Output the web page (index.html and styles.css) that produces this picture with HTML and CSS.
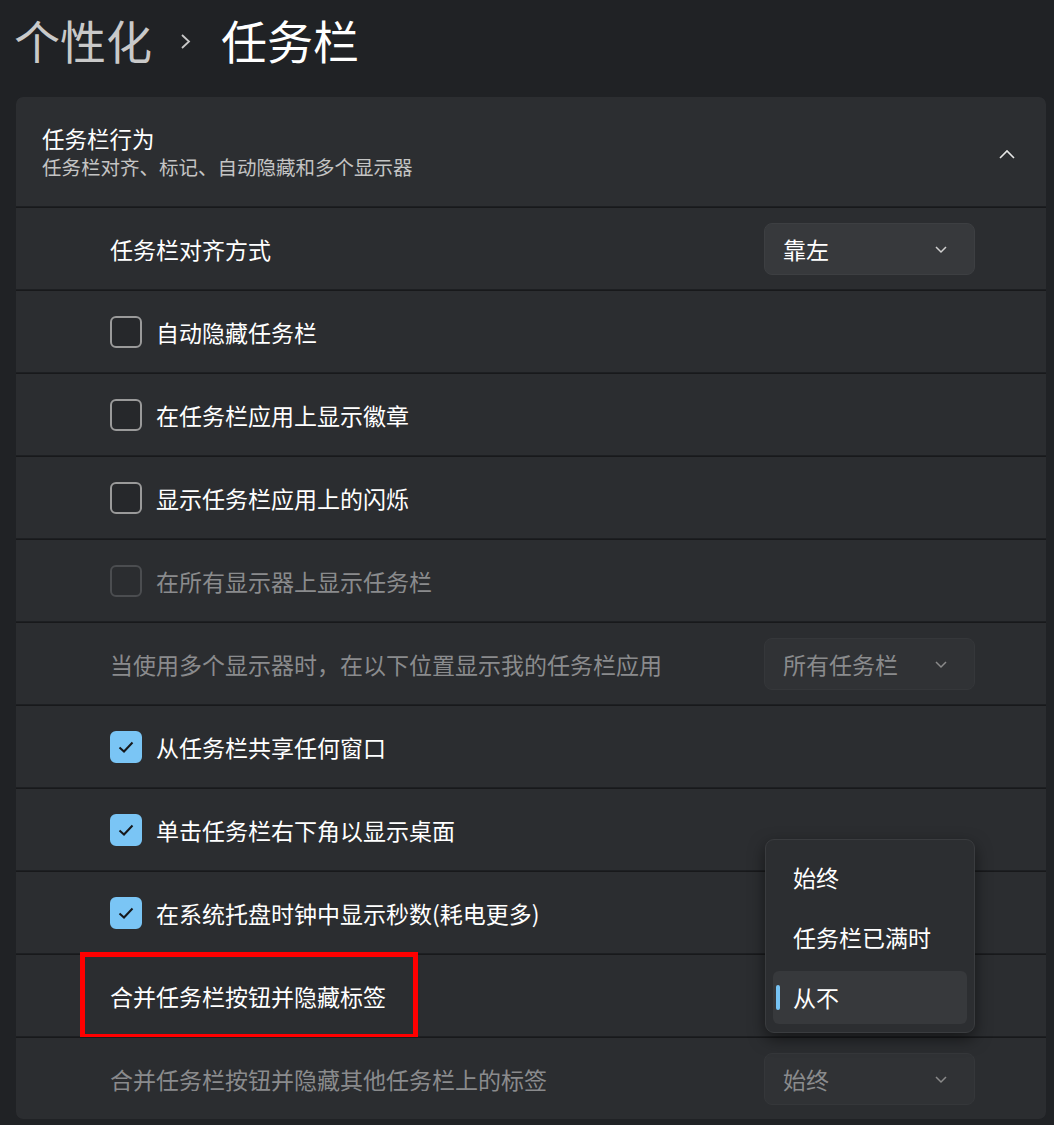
FILE: index.html
```html
<!DOCTYPE html>
<html lang="zh-CN">
<head>
<meta charset="utf-8">
<link rel="stylesheet" href="styles.css">
</head>
<body>
<div class="page">
  <h1 class="crumbs"><span class="parent">个性化</span><span class="sep"><svg width="16" height="20" viewBox="0 0 16 20"><path d="M4 4 L11 10.5 L4 17" fill="none" stroke="#c8c8c8" stroke-width="1.8"/></svg></span><span class="current">任务栏</span></h1>
  <div class="card">
    <div class="head">
      <div class="head-text">
        <div class="head-title">任务栏行为</div>
        <div class="head-sub">任务栏对齐、标记、自动隐藏和多个显示器</div>
      </div>
      <svg class="up" width="18" height="12" viewBox="0 0 18 12"><path d="M2 10 L9 3 L16 10" fill="none" stroke="#e6e6e6" stroke-width="1.6"/></svg>
    </div>
    <div class="row">
      <span class="label">任务栏对齐方式</span>
      <div class="select"><span>靠左</span><svg width="14" height="10" viewBox="0 0 14 10"><path d="M2 3 L7 8 L12 3" fill="none" stroke="#d0d0d0" stroke-width="1.5"/></svg></div>
    </div>
    <div class="row">
      <span class="box"></span><span class="label">自动隐藏任务栏</span>
    </div>
    <div class="row">
      <span class="box"></span><span class="label">在任务栏应用上显示徽章</span>
    </div>
    <div class="row">
      <span class="box"></span><span class="label">显示任务栏应用上的闪烁</span>
    </div>
    <div class="row disabled">
      <span class="box"></span><span class="label">在所有显示器上显示任务栏</span>
    </div>
    <div class="row disabled">
      <span class="label">当使用多个显示器时，在以下位置显示我的任务栏应用</span>
      <div class="select"><span>所有任务栏</span><svg width="14" height="10" viewBox="0 0 14 10"><path d="M2 3 L7 8 L12 3" fill="none" stroke="#8a8a8a" stroke-width="1.5"/></svg></div>
    </div>
    <div class="row">
      <span class="box checked"><svg width="20" height="16" viewBox="0 0 20 16"><path d="M3.5 8.5 L8 12.5 L16.5 3.5" fill="none" stroke="#16181b" stroke-width="2"/></svg></span><span class="label">从任务栏共享任何窗口</span>
    </div>
    <div class="row">
      <span class="box checked"><svg width="20" height="16" viewBox="0 0 20 16"><path d="M3.5 8.5 L8 12.5 L16.5 3.5" fill="none" stroke="#16181b" stroke-width="2"/></svg></span><span class="label">单击任务栏右下角以显示桌面</span>
    </div>
    <div class="row">
      <span class="box checked"><svg width="20" height="16" viewBox="0 0 20 16"><path d="M3.5 8.5 L8 12.5 L16.5 3.5" fill="none" stroke="#16181b" stroke-width="2"/></svg></span><span class="label">在系统托盘时钟中显示秒数(耗电更多)</span>
    </div>
    <div class="row combine">
      <span class="label">合并任务栏按钮并隐藏标签</span>
      <div class="highlight"></div>
      <div class="flyout">
        <div class="opt">始终</div>
        <div class="opt">任务栏已满时</div>
        <div class="opt selected"><span class="pill"></span>从不</div>
      </div>
    </div>
    <div class="row disabled">
      <span class="label">合并任务栏按钮并隐藏其他任务栏上的标签</span>
      <div class="select"><span>始终</span><svg width="14" height="10" viewBox="0 0 14 10"><path d="M2 3 L7 8 L12 3" fill="none" stroke="#8a8a8a" stroke-width="1.5"/></svg></div>
    </div>
  </div>
</div>
</body>
</html>
```

FILE: styles.css
```css
* { box-sizing: border-box; }
html, body { margin: 0; padding: 0; }
body {
  background: #202225;
  font-family: "Noto Sans CJK SC", "Noto Sans", sans-serif;
  color: #ffffff;
  width: 1054px;
  height: 1125px;
  overflow: hidden;
}
.page { padding: 4px 0 0 0; }
.crumbs {
  margin: 0 0 0 14px;
  height: 70px;
  display: flex;
  align-items: center;
  font-weight: 400;
  font-size: 46px;
  line-height: 60px;
}
.crumbs .parent { color: #c9c9c9; }
.crumbs .sep { display: flex; align-items: center; margin: 4px 27px 0 26px; }
.crumbs .current { color: #ffffff; }

.card {
  margin: 23px 0 0 16px;
  width: 1030px;
  border-radius: 7px;
  overflow: hidden;
  background: #1d1f22;
}
.head {
  height: 109px;
  background: #2c2e31;
  display: flex;
  align-items: center;
  justify-content: space-between;
  padding: 0 30px 0 26px;
}
.head-title { font-size: 22.5px; line-height: 28px; color: #ffffff; }
.head-sub { font-size: 19.5px; line-height: 26px; color: #c4c4c4; margin-top: 2px; }
.up { margin-top: 4px; }

.row {
  position: relative;
  height: 82px;
  margin-top: 1px;
  border-top: 1px solid #18191b;
  background: #2b2d30;
  display: flex;
  align-items: center;
  padding: 0 71px 0 94px;
}
.label {
  font-size: 23px;
  line-height: 30px;
  color: #ffffff;
  flex: 1;
}
.box {
  width: 32px;
  height: 32px;
  border: 2px solid #9a9a9a;
  border-radius: 6px;
  margin-right: 14px;
  background: #26282b;
  display: flex;
  align-items: center;
  justify-content: center;
  flex: none;
}
.box.checked {
  background: #7ac5f5;
  border-color: #7ac5f5;
}
.disabled .label { color: #8a8b8d; }
.disabled .box { border-color: #4b4d50; background: transparent; }

.select {
  width: 211px;
  height: 52px;
  border-radius: 8px;
  background: #37393c;
  border: 1px solid #3d3f42;
  display: flex;
  align-items: center;
  justify-content: space-between;
  padding: 0 26px 0 18px;
  font-size: 23px;
  color: #ffffff;
  flex: none;
}
.disabled .select { background: #303235; color: #8a8b8d; border-color: #35373a; }

.highlight {
  position: absolute;
  left: 64px;
  top: -3px;
  width: 338px;
  height: 87px;
  border: 5px solid #ff0000;
}
.flyout {
  position: absolute;
  left: 749px;
  top: -116px;
  width: 210px;
  height: 194px;
  background: #2c2e31;
  border: 1px solid #3a3c3f;
  border-radius: 9px;
  box-shadow: 0 6px 16px rgba(0,0,0,0.5);
  padding: 7px 7px 8px 7px;
  display: flex;
  flex-direction: column;
  z-index: 2;
}
.opt {
  position: relative;
  height: 60px;
  display: flex;
  align-items: center;
  padding-left: 20px;
  font-size: 23px;
  color: #ffffff;
  border-radius: 6px;
}
.opt:first-child { height: 61px; }
.opt.selected { background: #37393c; height: 54px; margin-top: 4px; }
.pill {
  position: absolute;
  left: 3px;
  top: 14px;
  width: 4px;
  height: 25px;
  border-radius: 2px;
  background: #76c3f4;
}
```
+++
THE REQUEST: Copy out the whole listing exactly, and don't carry over any pictures.

SOLUTION FOR THIS TASK:
Output the web page (index.html and styles.css) that produces this picture with HTML and CSS.
FILE: index.html
```html
<!DOCTYPE html>
<html lang="zh-CN">
<head>
<meta charset="utf-8">
<link rel="stylesheet" href="styles.css">
</head>
<body>
<div class="page">
  <h1 class="crumbs"><span class="parent">个性化</span><span class="sep"><svg width="16" height="20" viewBox="0 0 16 20"><path d="M4 4 L11 10.5 L4 17" fill="none" stroke="#c8c8c8" stroke-width="1.8"/></svg></span><span class="current">任务栏</span></h1>
  <div class="card">
    <div class="head">
      <div class="head-text">
        <div class="head-title">任务栏行为</div>
        <div class="head-sub">任务栏对齐、标记、自动隐藏和多个显示器</div>
      </div>
      <svg class="up" width="18" height="12" viewBox="0 0 18 12"><path d="M2 10 L9 3 L16 10" fill="none" stroke="#e6e6e6" stroke-width="1.6"/></svg>
    </div>
    <div class="row">
      <span class="label">任务栏对齐方式</span>
      <div class="select"><span>靠左</span><svg width="14" height="10" viewBox="0 0 14 10"><path d="M2 3 L7 8 L12 3" fill="none" stroke="#d0d0d0" stroke-width="1.5"/></svg></div>
    </div>
    <div class="row">
      <span class="box"></span><span class="label">自动隐藏任务栏</span>
    </div>
    <div class="row">
      <span class="box"></span><span class="label">在任务栏应用上显示徽章</span>
    </div>
    <div class="row">
      <span class="box"></span><span class="label">显示任务栏应用上的闪烁</span>
    </div>
    <div class="row disabled">
      <span class="box"></span><span class="label">在所有显示器上显示任务栏</span>
    </div>
    <div class="row disabled">
      <span class="label">当使用多个显示器时，在以下位置显示我的任务栏应用</span>
      <div class="select"><span>所有任务栏</span><svg width="14" height="10" viewBox="0 0 14 10"><path d="M2 3 L7 8 L12 3" fill="none" stroke="#8a8a8a" stroke-width="1.5"/></svg></div>
    </div>
    <div class="row">
      <span class="box checked"><svg width="20" height="16" viewBox="0 0 20 16"><path d="M3.5 8.5 L8 12.5 L16.5 3.5" fill="none" stroke="#16181b" stroke-width="2"/></svg></span><span class="label">从任务栏共享任何窗口</span>
    </div>
    <div class="row">
      <span class="box checked"><svg width="20" height="16" viewBox="0 0 20 16"><path d="M3.5 8.5 L8 12.5 L16.5 3.5" fill="none" stroke="#16181b" stroke-width="2"/></svg></span><span class="label">单击任务栏右下角以显示桌面</span>
    </div>
    <div class="row">
      <span class="box checked"><svg width="20" height="16" viewBox="0 0 20 16"><path d="M3.5 8.5 L8 12.5 L16.5 3.5" fill="none" stroke="#16181b" stroke-width="2"/></svg></span><span class="label">在系统托盘时钟中显示秒数(耗电更多)</span>
    </div>
    <div class="row combine">
      <span class="label">合并任务栏按钮并隐藏标签</span>
      <div class="highlight"></div>
      <div class="flyout">
        <div class="opt">始终</div>
        <div class="opt">任务栏已满时</div>
        <div class="opt selected"><span class="pill"></span>从不</div>
      </div>
    </div>
    <div class="row disabled">
      <span class="label">合并任务栏按钮并隐藏其他任务栏上的标签</span>
      <div class="select"><span>始终</span><svg width="14" height="10" viewBox="0 0 14 10"><path d="M2 3 L7 8 L12 3" fill="none" stroke="#8a8a8a" stroke-width="1.5"/></svg></div>
    </div>
  </div>
</div>
</body>
</html>
```

FILE: styles.css
```css
* { box-sizing: border-box; }
html, body { margin: 0; padding: 0; }
body {
  background: #202225;
  font-family: "Noto Sans CJK SC", "Noto Sans", sans-serif;
  color: #ffffff;
  width: 1054px;
  height: 1125px;
  overflow: hidden;
}
.page { padding: 4px 0 0 0; }
.crumbs {
  margin: 0 0 0 14px;
  height: 70px;
  display: flex;
  align-items: center;
  font-weight: 400;
  font-size: 46px;
  line-height: 60px;
}
.crumbs .parent { color: #c9c9c9; }
.crumbs .sep { display: flex; align-items: center; margin: 4px 27px 0 26px; }
.crumbs .current { color: #ffffff; }

.card {
  margin: 23px 0 0 16px;
  width: 1030px;
  border-radius: 7px;
  overflow: hidden;
  background: #1d1f22;
}
.head {
  height: 109px;
  background: #2c2e31;
  display: flex;
  align-items: center;
  justify-content: space-between;
  padding: 0 30px 0 26px;
}
.head-title { font-size: 22.5px; line-height: 28px; color: #ffffff; }
.head-sub { font-size: 19.5px; line-height: 26px; color: #c4c4c4; margin-top: 2px; }
.up { margin-top: 4px; }

.row {
  position: relative;
  height: 82px;
  margin-top: 1px;
  border-top: 1px solid #18191b;
  background: #2b2d30;
  display: flex;
  align-items: center;
  padding: 0 71px 0 94px;
}
.label {
  font-size: 23px;
  line-height: 30px;
  color: #ffffff;
  flex: 1;
}
.box {
  width: 32px;
  height: 32px;
  border: 2px solid #9a9a9a;
  border-radius: 6px;
  margin-right: 14px;
  background: #26282b;
  display: flex;
  align-items: center;
  justify-content: center;
  flex: none;
}
.box.checked {
  background: #7ac5f5;
  border-color: #7ac5f5;
}
.disabled .label { color: #8a8b8d; }
.disabled .box { border-color: #4b4d50; background: transparent; }

.select {
  width: 211px;
  height: 52px;
  border-radius: 8px;
  background: #37393c;
  border: 1px solid #3d3f42;
  display: flex;
  align-items: center;
  justify-content: space-between;
  padding: 0 26px 0 18px;
  font-size: 23px;
  color: #ffffff;
  flex: none;
}
.disabled .select { background: #303235; color: #8a8b8d; border-color: #35373a; }

.highlight {
  position: absolute;
  left: 64px;
  top: -3px;
  width: 338px;
  height: 87px;
  border: 5px solid #ff0000;
}
.flyout {
  position: absolute;
  left: 749px;
  top: -116px;
  width: 210px;
  height: 194px;
  background: #2c2e31;
  border: 1px solid #3a3c3f;
  border-radius: 9px;
  box-shadow: 0 6px 16px rgba(0,0,0,0.5);
  padding: 7px 7px 8px 7px;
  display: flex;
  flex-direction: column;
  z-index: 2;
}
.opt {
  position: relative;
  height: 60px;
  display: flex;
  align-items: center;
  padding-left: 20px;
  font-size: 23px;
  color: #ffffff;
  border-radius: 6px;
}
.opt:first-child { height: 61px; }
.opt.selected { background: #37393c; height: 54px; margin-top: 4px; }
.pill {
  position: absolute;
  left: 3px;
  top: 14px;
  width: 4px;
  height: 25px;
  border-radius: 2px;
  background: #76c3f4;
}
```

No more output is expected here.